Constance, what was your inspiration for writing GUILE?
I started with the idea of a witch and her cat familiar, and altered it beyond all recognition. The “witch” is young, and it's her cat who actually has the magic. And no one in the book actually uses the words “magic” or “witch.”
Because it's fun to torture your characters (heh heh) I decided that in this world, animals with magic are customarily killed, and people with magic are not socially acceptable. Even talking about magic is considered risque. So my main character Yonie is struggling to make a living in a disreputable profession, while concealing the fact that it's actually her cat doing the work behind the scenes.
Then I gave Yonie a dangerously high level of curiosity, and took things from there.
What scene was really hard for you to write and why, and is that the one of which you are most proud? Or is there another scene you particularly love?

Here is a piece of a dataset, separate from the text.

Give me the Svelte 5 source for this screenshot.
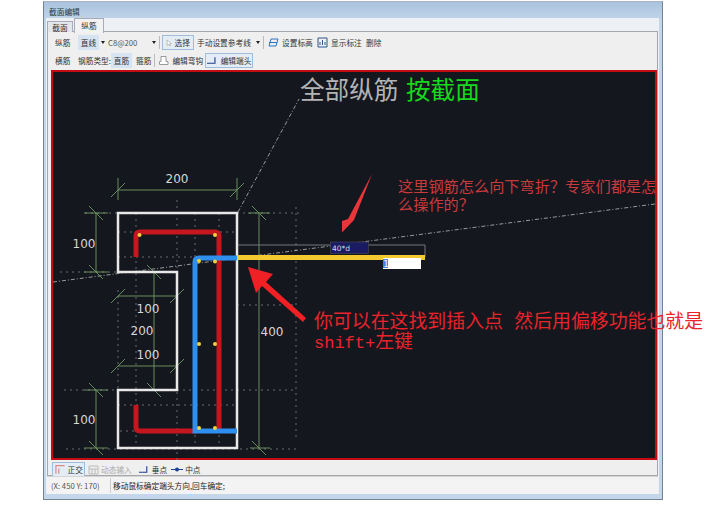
<script>
	const dashes = [
		[85, 213, 118, 213], [237, 213, 300, 213], [118, 232, 237, 232], [118, 257, 237, 257],
		[60, 272, 118, 272], [237, 305, 297, 305], [64, 390, 118, 390], [177, 390, 297, 390],
		[118, 405, 237, 405], [120, 431, 136, 431], [66, 449, 300, 449],
		[136, 213, 136, 448], [177, 200, 177, 460], [195, 213, 195, 448], [219, 213, 219, 448],
		[118, 290, 118, 400], [296, 207, 296, 440]
	];
	const dots = [
		[139.5, 235], [215, 235], [199, 261], [215, 261.5],
		[199, 344], [215, 344], [199, 428], [215, 428]
	];
	// slashes on dimension lines: horizontal dims lean "/", vertical dims lean "\"
	const forward = [[118, 190], [237, 190], [118, 366], [177, 366], [118, 296], [177, 296]];
	const back = [[96, 213], [96, 272], [96, 390], [96, 448], [154, 272], [154, 390], [259, 213], [259, 448]];
	const dims = [
		[118, 190, 237, 190], [96, 213, 96, 272], [96, 390, 96, 448],
		[118, 296, 177, 296], [118, 366, 177, 366], [154, 272, 154, 390], [259, 213, 259, 448],
		[118, 178, 118, 200], [237, 178, 237, 200], [84, 213, 108, 213], [84, 272, 108, 272],
		[84, 390, 108, 390], [84, 448, 108, 448], [248, 213, 270, 213], [250, 448, 270, 448]
	];
	const labels = [
		[177, 183, '200'], [84, 248, '100'], [148, 313, '100'], [142, 335, '200'],
		[148, 359, '100'], [84, 424, '100'], [272, 336, '400']
	];
</script>

<div class="page">
	<div class="window">
		<div class="title">截面编辑</div>
		<div class="client">
			<div class="tabs">
				<span class="tab">截面</span>
				<span class="tab on">纵筋</span>
			</div>
			<div class="panel">
				<div class="bar first">
					<span class="lead">纵筋</span>
					<span class="btn fill w21">直线</span>
					<span class="caret"></span>
					<span class="combo">C8@200</span>
					<span class="caret"></span>
					<span class="sep"></span>
					<span class="btn line select">
						<svg width="11" height="12" viewBox="0 0 11 12"><path d="M2 1v9l2.500-2 1.500 3 1.500-.8-1.500-2.900 3-.3z" fill="#fff" stroke="#888" stroke-width=".8" /></svg>
						选择
					</span>
					<span class="manual">手动设置参考线</span>
					<span class="caret"></span>
					<span class="sep"></span>
					<svg class="ico" width="11" height="11" viewBox="0 0 11 11"><path d="M3 2h7L8 9H1zM1 5.500h8" fill="none" stroke="#2f73c0" /></svg>
					<span class="text level">设置标高</span>
					<svg class="ico" width="11" height="11" viewBox="0 0 11 11"><path d="M1 1h9v9H1zM3 8V5M5.500 8V3M8 8V5" fill="none" stroke="#33558a" /></svg>
					<span class="text show">显示标注</span>
					<span class="text">删除</span>
				</div>
				<div class="bar second">
					<span class="lead">横筋</span>
					<span class="text type">钢筋类型:</span>
					<span class="btn fill w21">直筋</span>
					<span class="text stir">箍筋</span>
					<span class="sep"></span>
					<svg class="ico" width="11" height="11" viewBox="0 0 11 11"><path d="M3 1.500h5v5h2v3H1.500V6.500H3z" fill="#fff" stroke="#999" /></svg>
					<span class="text hook">编辑弯钩</span>
					<span class="btn fill line head">
						<svg width="12" height="11" viewBox="0 0 12 11"><path d="M0 8.500h8M8.500 2v7" fill="none" stroke="#1f3f8f" stroke-width="1.200" /></svg>
						编辑端头
					</span>
				</div>

				<div class="canvas">
					<svg width="602" height="386" viewBox="53 72 602 386">
						{#each dashes as [x1, y1, x2, y2]}
							<line {x1} {y1} {x2} {y2} class="grid" />
						{/each}
						<path d="M53 282 L655 204" class="ref" />
						<path d="M238 212 L299 99" class="ref" />

						{#each dims as [x1, y1, x2, y2]}
							<line {x1} {y1} {x2} {y2} class="dim" />
						{/each}
						{#each forward as [x, y]}
							<line x1={x - 7} y1={y + 7} x2={x + 7} y2={y - 7} class="dim" />
						{/each}
						{#each back as [x, y]}
							<line x1={x - 7} y1={y - 7} x2={x + 7} y2={y + 7} class="dim" />
						{/each}

						<path d="M118 213H237V448H118V390H177V272H118Z" class="outline" />
						<path d="M136 257V236Q136 232 140 232H215Q219 232 219 236V431" class="red" />
						<path d="M136 405V427Q136 431 140 431H197" class="red" />
						<path d="M237 431H195V262Q195 258 199 258H237" class="blue" />
						{#each dots as [cx, cy]}
							<circle {cx} {cy} r="2" fill="#f2d33c" />
						{/each}

						{#each labels as [x, y, t]}
							<text {x} {y} class="num">{t}</text>
						{/each}

						<path d="M238 245H425V257" class="gray" />
						<line x1="237" y1="257.500" x2="425" y2="257.500" class="yellow" />
						<rect x="330.500" y="242" width="38" height="11.500" fill="#1b1b62" stroke="#555" stroke-width=".5" />
						<text x="332" y="251" class="tag">40*d</text>
						<rect x="383" y="258" width="38" height="11" fill="#fff" />
						<rect x="383" y="259" width="5" height="9" fill="#3f86e8" />
						<text x="383.500" y="267" class="cursor">1</text>

						<polygon points="372,174 354,220 342,232.500 342,221 348,219" fill="#e8363a" />
						<polygon points="248,267 273,274 266,282 306,318 303,322 262,286 256,293" fill="#f02024" />

						<text x="300" y="99" class="big">全部纵筋</text>
						<text x="406" y="99" class="big green">按截面</text>
					</svg>
					<div class="note">这里钢筋怎么向下弯折？专家们都是怎么操作的？</div>
					<div class="say">你可以在这找到插入点 然后用偏移功能也就是<span class="latin">shift+</span>左键</div>
				</div>

				<div class="bar third">
					<span class="btn line ortho">
						<svg width="12" height="11" viewBox="0 0 12 11"><path d="M2 10V1.500H11M5 10V4.500" fill="none" stroke="#d98a80" stroke-width="1.200" /></svg>
						正交
					</span>
					<span class="text off">
						<svg width="11" height="11" viewBox="0 0 11 11"><path d="M1 2h9v8H1zM1 5h9M4 5v5M7 5v5" fill="none" stroke="#bbb" /></svg>
						动态输入
					</span>
					<span class="text perp">
						<svg width="11" height="11" viewBox="0 0 12 11"><path d="M0 8.500h8M8.500 2v7" fill="none" stroke="#1f3f8f" stroke-width="1.200" /></svg>
						垂点
					</span>
					<span class="text mid">
						<svg width="12" height="11" viewBox="0 0 12 11"><path d="M0 5.500h12" stroke="#1f3f8f" /><circle cx="6" cy="5.500" r="2" fill="#1f3f8f" /></svg>
						中点
					</span>
				</div>
			</div>
			<div class="status">
				<span class="coord">(X: 450 Y: 170)</span>
				<span class="hint">移动鼠标确定端头方向,回车确定;</span>
			</div>
		</div>
	</div>
</div>

<style>
	:global(body) {
		margin: 0;
		background: #fff;
	}
	.page {
		width: 706px;
		height: 511px;
		padding: 1px 0 0 43px;
		box-sizing: border-box;
		overflow: hidden;
		font-family: "Noto Sans CJK SC", "Liberation Sans", sans-serif;
		font-size: 7.700px;
		color: #333;
	}
	.window {
		width: 620px;
		height: 499px;
		box-sizing: border-box;
		display: flex;
		flex-direction: column;
		border: 1px solid #75838f;
		border-top-color: #aab4be;
		background: linear-gradient(#a9c3df, #c4d7ea 20px);
		padding: 0 3px 5px 2px;
	}
	.title {
		height: 16px;
		line-height: 20px;
		padding-left: 3px;
		color: #333;
	}
	.client {
		flex: 1;
		display: flex;
		flex-direction: column;
		background: #edf0f4;
		padding: 0 1px 0 1px;
		min-height: 0;
	}
	.tabs {
		display: flex;
		height: 13px;
		gap: 1px;
		position: relative;
		z-index: 1;
	}
	.tab {
		width: 24px;
		height: 10px;
		margin-top: 3px;
		line-height: 11px;
		text-align: center;
		background: #e3e7ec;
		border: 1px solid #aab;
		border-bottom: 0;
	}
	.tab.on {
		width: 28px;
		height: 14px;
		margin-top: 0;
		background: #f2f2f2;
		line-height: 13px;
	}
	.panel {
		flex: 1;
		border: 1px solid #a4a8ac;
		background: #efefef;
		padding-left: 3px;
		display: flex;
		flex-direction: column;
		min-height: 0;
	}
	.bar {
		display: flex;
		align-items: center;
		height: 15px;
		padding-left: 4px;
		white-space: nowrap;
		flex: none;
	}
	.bar.first {
		margin-top: 3px;
	}
	.bar.second {
		margin: 3px 0 2px;
	}
	.bar.third {
		margin-top: 2px;
		padding-left: 1px;
	}
	.lead {
		width: 23px;
	}
	.btn {
		display: inline-flex;
		align-items: center;
		gap: 2px;
		height: 15px;
		padding: 0 3px;
		box-sizing: border-box;
	}
	.w21 {
		width: 21px;
		justify-content: center;
		padding: 0;
	}
	.fill {
		background: #d6e4f2;
	}
	.line {
		border: 1px solid #9ebddc;
		background: #e4edf6;
	}
	.combo {
		width: 43px;
		margin-left: 3px;
		margin-right: -1px;
		color: #555;
	}
	.caret {
		width: 0;
		height: 0;
		margin-left: 2px;
		border: 2.500px solid transparent;
		border-top: 3px solid #222;
		border-bottom: 0;
	}
	.sep {
		width: 1px;
		height: 13px;
		background: #bbb;
		margin: 0 1px 0 3px;
	}
	.select {
		width: 32px;
		margin-left: 1px;
		justify-content: space-between;
	}
	.manual {
		width: 55px;
		margin-left: 3px;
		margin-right: 2px;
	}
	.first .ico {
		margin: 0 3px 0 3px;
	}
	.second .ico {
		margin: 0 3px 0 2px;
	}
	.text {
		display: inline-flex;
		align-items: center;
		gap: 2px;
	}
	.level {
		width: 32px;
	}
	.show {
		width: 35px;
	}
	.type {
		width: 33px;
	}
	.stir {
		margin-left: 4px;
	}
	.hook {
		width: 33px;
	}
	.head {
		width: 48px;
		padding: 0 1px;
	}
	.ortho {
		width: 33px;
		padding: 0 1px;
	}
	.off {
		color: #aaa;
		margin-left: 3px;
	}
	.perp {
		margin-left: 7px;
	}
	.mid {
		margin-left: 4px;
	}
	.canvas {
		position: relative;
		width: 606px;
		height: 390px;
		box-sizing: border-box;
		border: 2px solid #c40d12;
		background: #15171f;
		flex: none;
	}
	.canvas svg {
		display: block;
		overflow: visible;
	}
	.grid {
		stroke: #7f8484;
		stroke-width: 0.8;
		stroke-dasharray: 2 4;
	}
	.ref {
		fill: none;
		stroke: #b8bcb8;
		stroke-width: 0.8;
		stroke-dasharray: 4 2 1 2;
	}
	.dim {
		stroke: #6f9a62;
		stroke-width: 0.9;
	}
	.outline {
		fill: none;
		stroke: #e8e8e8;
		stroke-width: 2.500;
	}
	.red {
		fill: none;
		stroke: #c4161c;
		stroke-width: 5;
	}
	.blue {
		fill: none;
		stroke: #2f8fef;
		stroke-width: 5;
	}
	.gray {
		fill: none;
		stroke: #77787c;
		stroke-width: 1;
	}
	.yellow {
		stroke: #f3c92f;
		stroke-width: 5;
	}
	.num {
		fill: #d8d8d8;
		font: 12px "DejaVu Sans", sans-serif;
		text-anchor: middle;
	}
	.tag {
		fill: #d6d8ee;
		font: 7.500px "DejaVu Sans", sans-serif;
	}
	.cursor {
		fill: #fff;
		font: 8px "DejaVu Sans", sans-serif;
	}
	.big {
		fill: #b4b4b4;
		font-size: 24.600px;
	}
	.big.green {
		fill: #17d81d;
	}
	.note {
		position: absolute;
		left: 345px;
		top: 104px;
		width: 262px;
		font-size: 15.200px;
		line-height: 18px;
		color: #c93a3c;
	}
	.say {
		position: absolute;
		left: 261px;
		top: 241px;
		width: 392px;
		font-family: "Liberation Mono", "Noto Sans CJK SC", monospace;
		font-size: 18.900px;
		line-height: 20px;
		color: #e8242a;
	}
	.latin {
		font-size: 17px;
	}
	.status {
		height: 17px;
		flex: none;
		display: flex;
		align-items: center;
		background: #f3f3f3;
		border-top: 1px solid #d4d4d4;
	}
	.coord {
		width: 59px;
		padding-left: 4px;
		border-right: 1px solid #ccc;
		line-height: 15px;
		margin-right: 2px;
		color: #555;
	}
	.hint {
		color: #222;
	}
</style>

I don't want to give anything away, but there's one point in the book where Yonie hugely embarrasses herself. Normally she's got a real gift for putting together tiny details to deduce answers, and during most of the book that works well for her. But unfortunately, one of her intuitive leaps takes her in entirely the wrong direction. Add in her quick temper, and voila: major public humiliation. (With press coverage!) It wasn't funny for Yonie, but it was lots of fun for me.

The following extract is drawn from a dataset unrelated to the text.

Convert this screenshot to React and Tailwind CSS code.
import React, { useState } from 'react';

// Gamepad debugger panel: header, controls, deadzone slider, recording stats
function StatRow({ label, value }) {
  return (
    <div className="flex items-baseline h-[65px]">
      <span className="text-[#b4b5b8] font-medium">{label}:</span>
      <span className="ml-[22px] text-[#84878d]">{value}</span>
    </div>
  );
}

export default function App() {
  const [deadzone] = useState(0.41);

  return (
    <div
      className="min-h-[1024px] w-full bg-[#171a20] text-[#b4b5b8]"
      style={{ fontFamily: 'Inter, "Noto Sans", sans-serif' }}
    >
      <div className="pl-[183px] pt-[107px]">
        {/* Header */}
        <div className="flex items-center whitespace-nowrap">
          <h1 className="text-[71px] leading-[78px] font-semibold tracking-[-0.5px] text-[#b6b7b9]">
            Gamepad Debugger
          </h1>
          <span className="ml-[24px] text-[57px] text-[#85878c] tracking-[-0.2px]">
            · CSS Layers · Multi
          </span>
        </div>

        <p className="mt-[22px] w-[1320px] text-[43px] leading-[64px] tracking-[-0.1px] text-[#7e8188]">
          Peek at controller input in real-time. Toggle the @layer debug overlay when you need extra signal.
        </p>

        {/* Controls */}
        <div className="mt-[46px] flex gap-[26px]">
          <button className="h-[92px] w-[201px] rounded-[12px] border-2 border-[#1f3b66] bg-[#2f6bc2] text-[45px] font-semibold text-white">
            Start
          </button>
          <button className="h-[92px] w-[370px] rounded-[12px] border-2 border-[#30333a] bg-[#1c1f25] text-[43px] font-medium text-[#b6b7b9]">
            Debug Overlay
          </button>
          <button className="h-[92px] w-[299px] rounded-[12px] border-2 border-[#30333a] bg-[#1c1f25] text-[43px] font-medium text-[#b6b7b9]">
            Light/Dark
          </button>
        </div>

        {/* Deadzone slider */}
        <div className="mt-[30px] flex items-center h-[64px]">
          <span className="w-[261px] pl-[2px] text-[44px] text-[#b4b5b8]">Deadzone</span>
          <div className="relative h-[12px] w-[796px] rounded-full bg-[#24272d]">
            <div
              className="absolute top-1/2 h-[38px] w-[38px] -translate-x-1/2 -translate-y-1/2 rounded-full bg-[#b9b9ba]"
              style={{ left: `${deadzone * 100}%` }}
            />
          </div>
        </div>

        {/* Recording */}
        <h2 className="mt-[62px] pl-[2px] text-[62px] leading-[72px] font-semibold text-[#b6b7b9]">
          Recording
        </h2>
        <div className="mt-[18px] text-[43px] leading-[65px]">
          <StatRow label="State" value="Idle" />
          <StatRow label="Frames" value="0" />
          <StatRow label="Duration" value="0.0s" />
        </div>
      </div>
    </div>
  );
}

How long or hard was your road to publication? How many books did you write before this one, and how many never got published?

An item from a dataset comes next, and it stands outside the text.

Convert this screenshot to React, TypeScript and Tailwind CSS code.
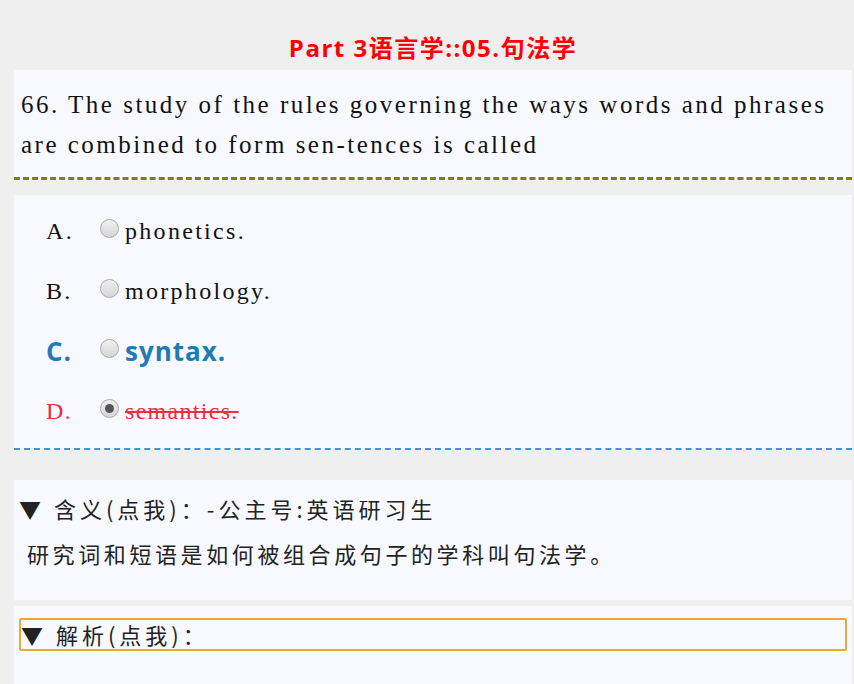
import React from 'react';

type Option = {
  key: string;
  text: string;
  state?: 'correct' | 'wrong';
  checked?: boolean;
};

const options: Option[] = [
  { key: 'A.', text: 'phonetics.' },
  { key: 'B.', text: 'morphology.' },
  { key: 'C.', text: 'syntax.', state: 'correct' },
  { key: 'D.', text: 'semantics.', state: 'wrong', checked: true },
];

const serif = "font-['Liberation_Serif','Times_New_Roman',serif]";
const sans = "font-['Open_Sans','Noto_Sans_CJK_SC',sans-serif]";

const Radio: React.FC<{ checked?: boolean }> = ({ checked }) => (
  <span className="mt-[-5px] flex h-[19px] w-[19px] shrink-0 items-center justify-center rounded-full border border-[#a9a9a9] bg-gradient-to-b from-[#f0f0f0] to-[#d6d6d6]">
    {checked && <span className="h-[9px] w-[9px] rounded-full bg-[#555555]" />}
  </span>
);

export default function App() {
  return (
    <div className="min-h-[684px] bg-[#efefef] pl-[14px] pr-[2px]">
      <h2 className="flex h-[70px] items-end justify-center pb-[4px] font-['Open_Sans','Noto_Sans_CJK_SC',sans-serif] text-[24px] font-bold tracking-[1.5px] text-[#ff0000]">
        Part 3语言学::05.句法学
      </h2>

      {/* question */}
      <div className="border-b-[3px] border-dashed border-[#808000] bg-[#f8f9ff] px-[7px] pb-[12px] pt-[15px]">
        <p className={`${serif} text-[25px] leading-[40px] tracking-[2.5px] text-[#111]`}>
          66. The study of the rules governing the ways words and phrases are combined to form sen-tences is called
        </p>
      </div>

      {/* options */}
      <div className="mt-[15px] border-b-2 border-dashed border-[#3498db] bg-[#f8f9ff] pb-[7px] pt-[6px]">
        {options.map((o) => {
          const color =
            o.state === 'correct' ? 'text-[#1f7bb6]' : o.state === 'wrong' ? 'text-[#e8303f]' : 'text-[#111]';
          const font =
            o.state === 'correct'
              ? `${sans} font-bold text-[26px] tracking-[1px]`
              : o.state === 'wrong'
                ? `${serif} text-[24px] tracking-[1.3px]`
                : `${serif} text-[24px] tracking-[2.3px]`;
          return (
            <div key={o.key} className={`flex h-[60px] items-center ${color}`}>
              <span className={`w-[86px] pl-[32px] ${font}`}>{o.key}</span>
              <Radio checked={o.checked} />
              <span className={`ml-[6px] ${font} ${o.state === 'wrong' ? 'line-through decoration-[2px]' : ''}`}>
                {o.text}
              </span>
            </div>
          );
        })}
      </div>

      {/* meaning */}
      <div className="mt-[30px] h-[120px] bg-[#f8f9ff] px-[5px] pt-[13px] font-['Noto_Sans_CJK_SC',sans-serif] text-[22px] text-[#222]">
        <div className="leading-[30px] tracking-[4px]">▼ 含义(点我)：-公主号:英语研习生</div>
        <div className="mt-[15px] pl-[8px] leading-[30px] tracking-[3.6px]">研究词和短语是如何被组合成句子的学科叫句法学。</div>
      </div>

      {/* analysis */}
      <div className="mt-[6px] h-[78px] bg-[#f8f9ff] px-[5px] pt-[12px] font-['Noto_Sans_CJK_SC',sans-serif] text-[22px] text-[#222]">
        <div className="flex h-[33px] items-center rounded-[2px] border-2 border-[#e8a83a] tracking-[4px]">▼ 解析(点我)：</div>
      </div>
    </div>
  );
}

GUILE is the first book I've ever written. I started by writing short stories, and after I'd sold seven of those I decided it was novel time. I took one of my longer short stories (“The Wily Thing”, published in Black Gate Magazine) and used that as a starting point.
I did this partly because I was worried about being able to produce enough words for a whole novel (which is funny in retrospect, because I ended up with a really long manuscript that I had to prune way down.) The other reason I started with an existing story is that later when I was looking for an agent, I was able to say “The first little piece of this novel already got two Honorable Mentions and the following nice reviews.”
It was challenging, figuring out what should happen next in a story that I hadn't actually planned as the start of a novel. But it was also fun returning to a setting and characters that I already knew I would enjoy.
ABOUT THE BOOKGuile by Constance Cooper
Yonie Watereye lives in the bayou. The water there is full of guile, a power that changes people and objects. Yonie, 16, makes a living investigating objects affected by guile, but in fact it’s her talking cat, LaRue, who has the power to see guile.
Yonie becomes aware that someone is sending harmful guile-changed objects to certain people, including herself. Her investigation becomes entwined with her hunt for the secrets of her mother’s past and leads her to discover dangers hidden within her own family.
In the suspenseful adventure that follows, Yonie and her furry sidekick face challenges that could end their adventuring forever.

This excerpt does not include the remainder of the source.